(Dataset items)
┌────────

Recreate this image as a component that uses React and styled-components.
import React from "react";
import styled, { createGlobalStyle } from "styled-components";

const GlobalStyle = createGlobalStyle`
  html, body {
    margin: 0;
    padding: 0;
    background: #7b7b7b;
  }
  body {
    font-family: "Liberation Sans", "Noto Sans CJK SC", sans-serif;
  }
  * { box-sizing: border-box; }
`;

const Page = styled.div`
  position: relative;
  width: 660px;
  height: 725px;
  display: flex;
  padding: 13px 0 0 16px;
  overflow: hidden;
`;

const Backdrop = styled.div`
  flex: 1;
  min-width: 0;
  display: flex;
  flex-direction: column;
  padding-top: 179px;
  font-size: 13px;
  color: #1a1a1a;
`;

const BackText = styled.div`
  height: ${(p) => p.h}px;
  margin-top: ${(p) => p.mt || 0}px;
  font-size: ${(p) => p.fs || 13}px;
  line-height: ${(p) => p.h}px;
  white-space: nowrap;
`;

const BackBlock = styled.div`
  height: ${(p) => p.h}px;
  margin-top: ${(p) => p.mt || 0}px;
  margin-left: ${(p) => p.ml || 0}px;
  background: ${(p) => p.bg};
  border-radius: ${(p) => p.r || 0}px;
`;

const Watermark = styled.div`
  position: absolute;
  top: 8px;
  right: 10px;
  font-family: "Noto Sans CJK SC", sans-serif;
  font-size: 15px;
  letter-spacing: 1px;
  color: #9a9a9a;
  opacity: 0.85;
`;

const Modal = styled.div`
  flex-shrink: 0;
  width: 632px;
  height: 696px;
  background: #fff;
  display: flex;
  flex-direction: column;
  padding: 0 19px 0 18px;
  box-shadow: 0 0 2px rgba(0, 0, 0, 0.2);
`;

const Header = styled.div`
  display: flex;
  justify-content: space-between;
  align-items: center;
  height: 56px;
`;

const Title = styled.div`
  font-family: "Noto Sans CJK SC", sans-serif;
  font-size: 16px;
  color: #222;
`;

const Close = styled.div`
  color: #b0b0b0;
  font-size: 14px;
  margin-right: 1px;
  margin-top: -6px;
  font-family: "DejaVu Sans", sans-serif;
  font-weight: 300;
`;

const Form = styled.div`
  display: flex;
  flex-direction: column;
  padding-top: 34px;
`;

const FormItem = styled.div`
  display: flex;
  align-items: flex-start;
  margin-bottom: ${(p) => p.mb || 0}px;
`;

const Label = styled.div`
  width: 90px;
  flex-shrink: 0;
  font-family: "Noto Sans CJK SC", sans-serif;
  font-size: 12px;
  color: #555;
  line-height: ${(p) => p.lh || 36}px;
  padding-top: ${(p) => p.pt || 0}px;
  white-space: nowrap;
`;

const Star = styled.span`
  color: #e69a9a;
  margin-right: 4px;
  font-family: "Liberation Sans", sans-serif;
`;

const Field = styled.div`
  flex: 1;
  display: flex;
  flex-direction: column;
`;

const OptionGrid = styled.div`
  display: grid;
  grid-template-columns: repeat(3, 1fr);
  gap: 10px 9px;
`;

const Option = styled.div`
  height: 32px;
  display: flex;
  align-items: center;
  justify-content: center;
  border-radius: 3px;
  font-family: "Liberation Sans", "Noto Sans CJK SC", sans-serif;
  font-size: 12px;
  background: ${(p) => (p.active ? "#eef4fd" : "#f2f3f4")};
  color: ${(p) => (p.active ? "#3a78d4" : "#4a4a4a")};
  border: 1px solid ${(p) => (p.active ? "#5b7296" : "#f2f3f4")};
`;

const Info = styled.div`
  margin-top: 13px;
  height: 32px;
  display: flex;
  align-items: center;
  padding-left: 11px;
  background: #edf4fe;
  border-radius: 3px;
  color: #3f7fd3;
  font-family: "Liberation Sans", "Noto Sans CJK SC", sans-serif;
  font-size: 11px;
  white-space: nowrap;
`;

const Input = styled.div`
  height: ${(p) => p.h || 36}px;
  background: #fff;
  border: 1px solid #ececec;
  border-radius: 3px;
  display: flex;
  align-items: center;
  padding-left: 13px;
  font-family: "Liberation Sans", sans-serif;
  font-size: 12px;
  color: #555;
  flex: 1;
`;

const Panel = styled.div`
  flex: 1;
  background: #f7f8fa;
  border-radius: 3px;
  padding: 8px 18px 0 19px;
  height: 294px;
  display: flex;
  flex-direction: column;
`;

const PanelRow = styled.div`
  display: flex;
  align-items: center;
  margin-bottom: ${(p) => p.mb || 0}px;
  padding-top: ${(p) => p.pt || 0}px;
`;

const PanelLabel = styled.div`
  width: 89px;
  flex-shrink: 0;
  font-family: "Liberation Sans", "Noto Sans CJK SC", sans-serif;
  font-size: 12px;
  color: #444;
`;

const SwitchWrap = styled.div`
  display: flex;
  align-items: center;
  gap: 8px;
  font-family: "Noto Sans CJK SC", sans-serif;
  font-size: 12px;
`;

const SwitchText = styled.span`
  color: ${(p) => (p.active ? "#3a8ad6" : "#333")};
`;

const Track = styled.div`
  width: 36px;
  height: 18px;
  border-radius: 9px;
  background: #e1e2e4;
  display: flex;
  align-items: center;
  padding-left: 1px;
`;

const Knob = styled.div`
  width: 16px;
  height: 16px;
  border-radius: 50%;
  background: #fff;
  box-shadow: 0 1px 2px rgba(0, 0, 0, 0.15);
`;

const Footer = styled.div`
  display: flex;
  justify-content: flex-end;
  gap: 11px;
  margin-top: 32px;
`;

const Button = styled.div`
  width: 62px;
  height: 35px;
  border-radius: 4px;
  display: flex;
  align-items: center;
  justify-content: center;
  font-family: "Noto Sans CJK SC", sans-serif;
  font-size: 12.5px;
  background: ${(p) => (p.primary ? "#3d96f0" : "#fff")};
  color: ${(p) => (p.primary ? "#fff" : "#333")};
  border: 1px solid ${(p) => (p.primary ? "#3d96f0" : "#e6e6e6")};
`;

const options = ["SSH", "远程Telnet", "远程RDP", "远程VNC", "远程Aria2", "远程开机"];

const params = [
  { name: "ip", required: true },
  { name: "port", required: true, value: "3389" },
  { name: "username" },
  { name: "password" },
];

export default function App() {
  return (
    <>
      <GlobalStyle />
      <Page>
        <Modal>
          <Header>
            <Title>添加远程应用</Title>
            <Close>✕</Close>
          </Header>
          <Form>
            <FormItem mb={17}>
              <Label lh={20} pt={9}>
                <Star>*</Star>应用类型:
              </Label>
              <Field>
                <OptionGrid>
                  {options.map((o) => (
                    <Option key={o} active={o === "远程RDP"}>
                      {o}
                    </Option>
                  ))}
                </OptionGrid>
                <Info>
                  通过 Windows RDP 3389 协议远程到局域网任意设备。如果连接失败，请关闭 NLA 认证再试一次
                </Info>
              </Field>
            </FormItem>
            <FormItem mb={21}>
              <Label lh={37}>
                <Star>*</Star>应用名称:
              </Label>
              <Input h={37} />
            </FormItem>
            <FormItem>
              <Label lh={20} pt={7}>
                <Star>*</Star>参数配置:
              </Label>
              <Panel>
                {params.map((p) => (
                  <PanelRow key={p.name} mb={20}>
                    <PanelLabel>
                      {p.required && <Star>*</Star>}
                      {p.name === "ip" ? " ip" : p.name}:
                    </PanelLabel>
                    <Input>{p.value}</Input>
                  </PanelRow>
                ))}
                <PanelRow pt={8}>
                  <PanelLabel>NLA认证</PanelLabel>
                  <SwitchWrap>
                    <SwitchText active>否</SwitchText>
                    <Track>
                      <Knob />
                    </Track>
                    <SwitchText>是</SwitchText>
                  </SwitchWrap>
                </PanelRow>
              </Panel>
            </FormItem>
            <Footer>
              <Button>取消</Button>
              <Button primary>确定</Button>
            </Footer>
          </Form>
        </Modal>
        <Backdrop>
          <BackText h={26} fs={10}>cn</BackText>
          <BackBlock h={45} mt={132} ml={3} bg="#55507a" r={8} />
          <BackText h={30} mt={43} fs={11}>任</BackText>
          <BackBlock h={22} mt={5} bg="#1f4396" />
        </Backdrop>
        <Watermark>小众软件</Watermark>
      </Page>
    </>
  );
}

└────────
┌────────

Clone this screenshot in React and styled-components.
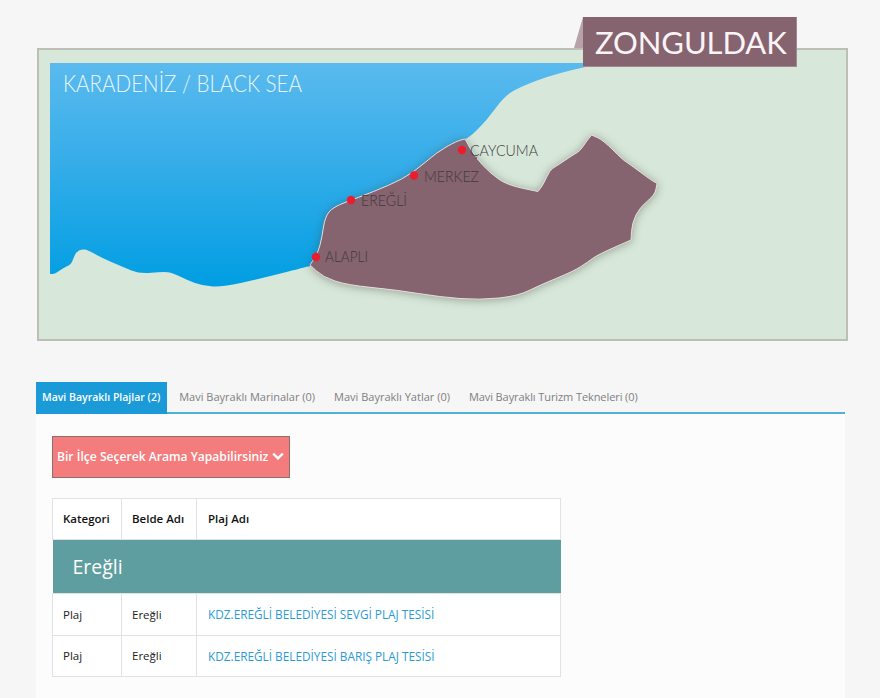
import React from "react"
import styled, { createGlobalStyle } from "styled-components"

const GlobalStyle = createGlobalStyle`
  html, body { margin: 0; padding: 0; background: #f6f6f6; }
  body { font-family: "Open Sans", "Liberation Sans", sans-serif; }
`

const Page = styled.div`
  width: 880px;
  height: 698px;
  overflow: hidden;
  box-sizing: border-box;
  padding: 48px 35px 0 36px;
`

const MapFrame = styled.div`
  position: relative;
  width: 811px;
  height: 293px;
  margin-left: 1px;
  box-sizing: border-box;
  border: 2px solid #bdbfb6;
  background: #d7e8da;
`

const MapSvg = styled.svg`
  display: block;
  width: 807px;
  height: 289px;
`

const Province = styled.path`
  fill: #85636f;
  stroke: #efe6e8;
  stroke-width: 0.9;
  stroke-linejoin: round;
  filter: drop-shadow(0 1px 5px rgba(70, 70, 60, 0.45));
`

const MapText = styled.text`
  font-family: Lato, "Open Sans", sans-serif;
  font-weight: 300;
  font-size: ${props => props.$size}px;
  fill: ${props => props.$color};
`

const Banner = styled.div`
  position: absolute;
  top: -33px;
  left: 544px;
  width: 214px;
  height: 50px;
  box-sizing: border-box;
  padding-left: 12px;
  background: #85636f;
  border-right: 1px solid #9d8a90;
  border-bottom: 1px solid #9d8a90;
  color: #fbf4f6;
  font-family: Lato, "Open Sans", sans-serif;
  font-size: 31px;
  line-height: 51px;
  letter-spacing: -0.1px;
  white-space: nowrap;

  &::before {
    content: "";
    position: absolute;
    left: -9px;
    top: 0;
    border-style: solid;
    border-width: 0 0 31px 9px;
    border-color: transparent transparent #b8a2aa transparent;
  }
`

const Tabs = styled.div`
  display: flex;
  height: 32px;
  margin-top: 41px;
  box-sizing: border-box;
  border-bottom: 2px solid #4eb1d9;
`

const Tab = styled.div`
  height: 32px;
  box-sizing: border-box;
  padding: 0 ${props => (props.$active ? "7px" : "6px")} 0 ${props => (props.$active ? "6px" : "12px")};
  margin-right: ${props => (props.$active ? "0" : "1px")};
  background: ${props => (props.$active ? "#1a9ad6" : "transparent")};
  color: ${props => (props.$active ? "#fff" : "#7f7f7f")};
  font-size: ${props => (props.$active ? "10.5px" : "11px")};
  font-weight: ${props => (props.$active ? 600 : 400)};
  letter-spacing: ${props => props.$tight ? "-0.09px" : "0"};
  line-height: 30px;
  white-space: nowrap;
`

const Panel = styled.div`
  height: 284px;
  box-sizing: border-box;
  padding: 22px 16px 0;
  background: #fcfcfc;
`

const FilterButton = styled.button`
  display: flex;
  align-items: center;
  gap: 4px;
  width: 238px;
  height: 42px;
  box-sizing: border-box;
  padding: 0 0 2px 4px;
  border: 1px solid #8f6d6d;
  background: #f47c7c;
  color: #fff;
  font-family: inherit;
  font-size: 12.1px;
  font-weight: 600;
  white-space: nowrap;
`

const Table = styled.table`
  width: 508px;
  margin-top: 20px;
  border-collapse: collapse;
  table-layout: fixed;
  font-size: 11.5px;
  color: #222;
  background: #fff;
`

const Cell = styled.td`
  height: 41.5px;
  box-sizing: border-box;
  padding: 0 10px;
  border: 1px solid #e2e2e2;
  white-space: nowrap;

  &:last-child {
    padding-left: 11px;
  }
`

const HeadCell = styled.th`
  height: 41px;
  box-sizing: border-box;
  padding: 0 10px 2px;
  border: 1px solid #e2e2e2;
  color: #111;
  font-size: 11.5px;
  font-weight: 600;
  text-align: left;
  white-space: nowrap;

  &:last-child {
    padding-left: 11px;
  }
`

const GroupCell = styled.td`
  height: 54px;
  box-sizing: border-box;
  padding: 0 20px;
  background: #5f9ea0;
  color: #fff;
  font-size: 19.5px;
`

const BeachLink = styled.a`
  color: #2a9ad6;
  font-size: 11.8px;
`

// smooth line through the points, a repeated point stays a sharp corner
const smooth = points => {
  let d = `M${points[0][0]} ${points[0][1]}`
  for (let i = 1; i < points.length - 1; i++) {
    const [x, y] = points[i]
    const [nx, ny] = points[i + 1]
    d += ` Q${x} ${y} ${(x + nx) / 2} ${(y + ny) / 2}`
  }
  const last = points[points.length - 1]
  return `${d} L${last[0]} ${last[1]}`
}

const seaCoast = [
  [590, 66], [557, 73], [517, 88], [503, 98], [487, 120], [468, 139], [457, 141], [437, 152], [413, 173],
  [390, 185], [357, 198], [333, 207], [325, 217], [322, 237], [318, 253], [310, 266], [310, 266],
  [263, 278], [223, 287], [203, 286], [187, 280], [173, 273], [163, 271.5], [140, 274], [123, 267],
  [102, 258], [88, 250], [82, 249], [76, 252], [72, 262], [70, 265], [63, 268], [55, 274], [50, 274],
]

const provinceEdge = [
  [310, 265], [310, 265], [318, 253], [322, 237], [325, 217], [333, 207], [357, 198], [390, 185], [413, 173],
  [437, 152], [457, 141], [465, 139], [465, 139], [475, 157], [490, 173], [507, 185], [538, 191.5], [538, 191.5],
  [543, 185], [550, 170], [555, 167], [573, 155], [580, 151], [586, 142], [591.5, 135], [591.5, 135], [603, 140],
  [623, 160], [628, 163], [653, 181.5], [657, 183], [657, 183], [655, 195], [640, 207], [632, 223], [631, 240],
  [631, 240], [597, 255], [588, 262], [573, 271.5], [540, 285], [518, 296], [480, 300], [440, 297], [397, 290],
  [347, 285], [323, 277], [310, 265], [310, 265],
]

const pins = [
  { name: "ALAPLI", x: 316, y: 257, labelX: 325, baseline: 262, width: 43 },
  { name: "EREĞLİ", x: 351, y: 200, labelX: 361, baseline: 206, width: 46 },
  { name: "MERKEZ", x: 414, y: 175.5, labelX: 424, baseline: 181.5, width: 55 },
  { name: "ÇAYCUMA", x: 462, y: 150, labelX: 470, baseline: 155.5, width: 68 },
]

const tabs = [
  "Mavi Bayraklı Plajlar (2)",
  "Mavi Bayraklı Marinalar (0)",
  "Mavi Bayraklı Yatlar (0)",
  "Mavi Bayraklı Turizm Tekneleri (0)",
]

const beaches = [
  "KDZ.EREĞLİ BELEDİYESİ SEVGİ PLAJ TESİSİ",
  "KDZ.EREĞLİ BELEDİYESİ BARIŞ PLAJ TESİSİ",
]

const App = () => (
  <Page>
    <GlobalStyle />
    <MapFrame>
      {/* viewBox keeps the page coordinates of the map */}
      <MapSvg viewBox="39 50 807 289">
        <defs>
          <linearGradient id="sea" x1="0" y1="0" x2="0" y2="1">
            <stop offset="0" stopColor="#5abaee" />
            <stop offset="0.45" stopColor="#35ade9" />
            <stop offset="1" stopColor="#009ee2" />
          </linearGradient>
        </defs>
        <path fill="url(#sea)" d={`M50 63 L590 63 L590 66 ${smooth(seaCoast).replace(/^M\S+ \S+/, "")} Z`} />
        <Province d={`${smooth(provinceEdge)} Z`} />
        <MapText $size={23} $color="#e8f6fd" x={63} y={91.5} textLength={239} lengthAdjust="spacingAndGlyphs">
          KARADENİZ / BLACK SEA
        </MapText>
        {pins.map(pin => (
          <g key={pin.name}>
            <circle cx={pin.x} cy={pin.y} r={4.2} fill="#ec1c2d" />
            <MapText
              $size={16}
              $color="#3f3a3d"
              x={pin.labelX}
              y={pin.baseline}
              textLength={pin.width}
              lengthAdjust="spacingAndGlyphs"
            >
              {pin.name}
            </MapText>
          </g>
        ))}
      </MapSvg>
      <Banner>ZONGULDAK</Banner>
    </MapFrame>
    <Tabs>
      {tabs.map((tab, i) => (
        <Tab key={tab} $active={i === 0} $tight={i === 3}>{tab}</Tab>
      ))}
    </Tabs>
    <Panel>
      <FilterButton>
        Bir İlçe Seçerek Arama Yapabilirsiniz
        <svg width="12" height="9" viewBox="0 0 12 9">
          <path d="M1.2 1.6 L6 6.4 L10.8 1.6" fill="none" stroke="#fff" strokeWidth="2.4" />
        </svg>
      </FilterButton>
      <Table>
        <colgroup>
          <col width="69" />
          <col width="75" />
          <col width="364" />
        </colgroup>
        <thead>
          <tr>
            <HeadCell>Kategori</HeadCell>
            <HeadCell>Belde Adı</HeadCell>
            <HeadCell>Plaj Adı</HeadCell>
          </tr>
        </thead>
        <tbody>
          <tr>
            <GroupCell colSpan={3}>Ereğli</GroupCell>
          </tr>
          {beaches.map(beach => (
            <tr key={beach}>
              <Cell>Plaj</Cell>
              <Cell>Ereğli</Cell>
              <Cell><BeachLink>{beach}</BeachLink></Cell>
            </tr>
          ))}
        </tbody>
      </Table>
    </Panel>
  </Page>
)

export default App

└────────

#### THE REQUEST:
Show, from the listing above, each line that contains the word "components".

#### WORKED ANSWER:
Recreate this image as a component that uses React and styled-components.
import styled, { createGlobalStyle } from "styled-components";
Clone this screenshot in React and styled-components.
import styled, { createGlobalStyle } from "styled-components"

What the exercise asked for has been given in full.